To download artifacts for a specific profile or language, use:

$ voice2json --debug --profile <PROFILE> download-profile

where <PROFILE> is one of the supported languages (like en or fr), or one of the known profile names like de_kaldi-zamia.

Note: The post-download process may take a long time, especially on Raspberry Pi (SD card). This is because voice2json is decompressing and re-combining split files from GitHub.

Once everything is downloaded (by default in $HOME/.local/share/voice2json), you should be able to train your profile:

$ voice2json --debug --profile <PROFILE> train-profile

If you manually download or move files to the $HOME/.config/voice2json directory, you may omit the --profile argument to voice2json.

Test Your Profile

Once you’ve trained your profile, you can quickly test it out with:

$ voice2json --profile <PROFILE> transcribe-stream

The transcribe-stream will record from your microphone (using arecord and the default device), wait for you to speak a voice command, and then output a transcription (hit CTRL + C to exit).

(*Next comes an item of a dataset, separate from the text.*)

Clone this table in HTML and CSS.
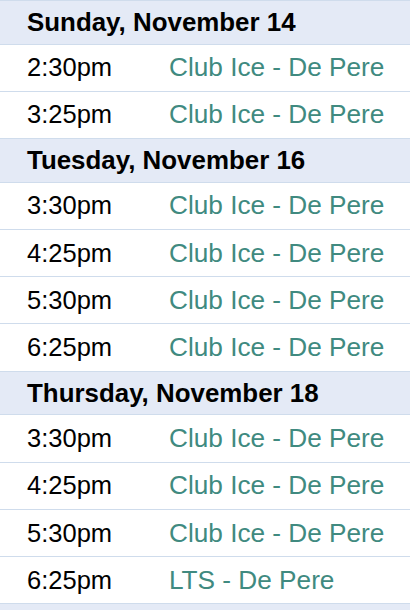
FILE: index.html
```html
<!DOCTYPE html>
<html>
<head>
<meta charset="utf-8">
<link rel="stylesheet" href="styles.css">
</head>
<body>
<div class="schedule">
  <div class="day">Sunday, November 14</div>
  <div class="slot"><span class="time">2:30pm</span><span class="place">Club Ice - De Pere</span></div>
  <div class="slot"><span class="time">3:25pm</span><span class="place">Club Ice - De Pere</span></div>
  <div class="day">Tuesday, November 16</div>
  <div class="slot"><span class="time">3:30pm</span><span class="place">Club Ice - De Pere</span></div>
  <div class="slot"><span class="time">4:25pm</span><span class="place">Club Ice - De Pere</span></div>
  <div class="slot"><span class="time">5:30pm</span><span class="place">Club Ice - De Pere</span></div>
  <div class="slot"><span class="time">6:25pm</span><span class="place">Club Ice - De Pere</span></div>
  <div class="day">Thursday, November 18</div>
  <div class="slot"><span class="time">3:30pm</span><span class="place">Club Ice - De Pere</span></div>
  <div class="slot"><span class="time">4:25pm</span><span class="place">Club Ice - De Pere</span></div>
  <div class="slot"><span class="time">5:30pm</span><span class="place">Club Ice - De Pere</span></div>
  <div class="slot"><span class="time">6:25pm</span><span class="place">LTS - De Pere</span></div>
</div>
</body>
</html>
```
FILE: styles.css
```css
html, body {
  margin: 0;
  padding: 0;
  background: #e4eaf6;
}
.schedule {
  font-family: "Liberation Sans", Arial, sans-serif;
  color: #000;
  border-top: 1px solid #cfdcec;
}
.day {
  display: flex;
  align-items: center;
  height: 42.5px;
  padding-left: 27px;
  background: #e4eaf6;
  border-bottom: 1px solid #cfdcec;
  font-weight: bold;
  font-size: 25.9px;
  white-space: nowrap;
}
.slot {
  display: flex;
  align-items: center;
  height: 46.3px;
  padding-left: 27px;
  background: #fff;
  border-bottom: 1px solid #cfdcec;
  font-size: 25.5px;
  white-space: nowrap;
}
.time {
  width: 142px;
  flex: none;
}
.place {
  color: #408a80;
  font-size: 26.2px;
}
```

If you’re using the default English sentences, try saying “turn on the living room lamp” and wait for the output. Getting intents out is as easy as:

$ voice2json --profile <PROFILE> transcribe-stream | \
    voice2json --profile <PROFILE> recognize-intent

Speaking a voice command should now output a line of JSON with the recognized intent. For example, “what time is it” outputs something like:

{
  "text": "what time is it",
  "likelihood": 0.025608657540496446,
  "transcribe_seconds": 1.4270143630001257,
  "wav_seconds": 0.0043125,
  "tokens": [
    "what",
    "time",
    "is",
    "it"
  ],
  "timeout": false,
  "intent": {
    "name": "GetTime",
    "confidence": 1
  },
  "entities": [],
  "raw_text": "what time is it",
  "recognize_seconds": 0.00019677899945236277,
  "raw_tokens": [
    "what",
    "time",
    "is",
    "it"
  ],
  "speech_confidence": null,
  "wav_name": null,
  "slots": {}
}

Back Up Your Profile

If you have an existing voice2json profile, it is highly recommended you regularly back up the following files:

See the print-files for an easy way to automate backups.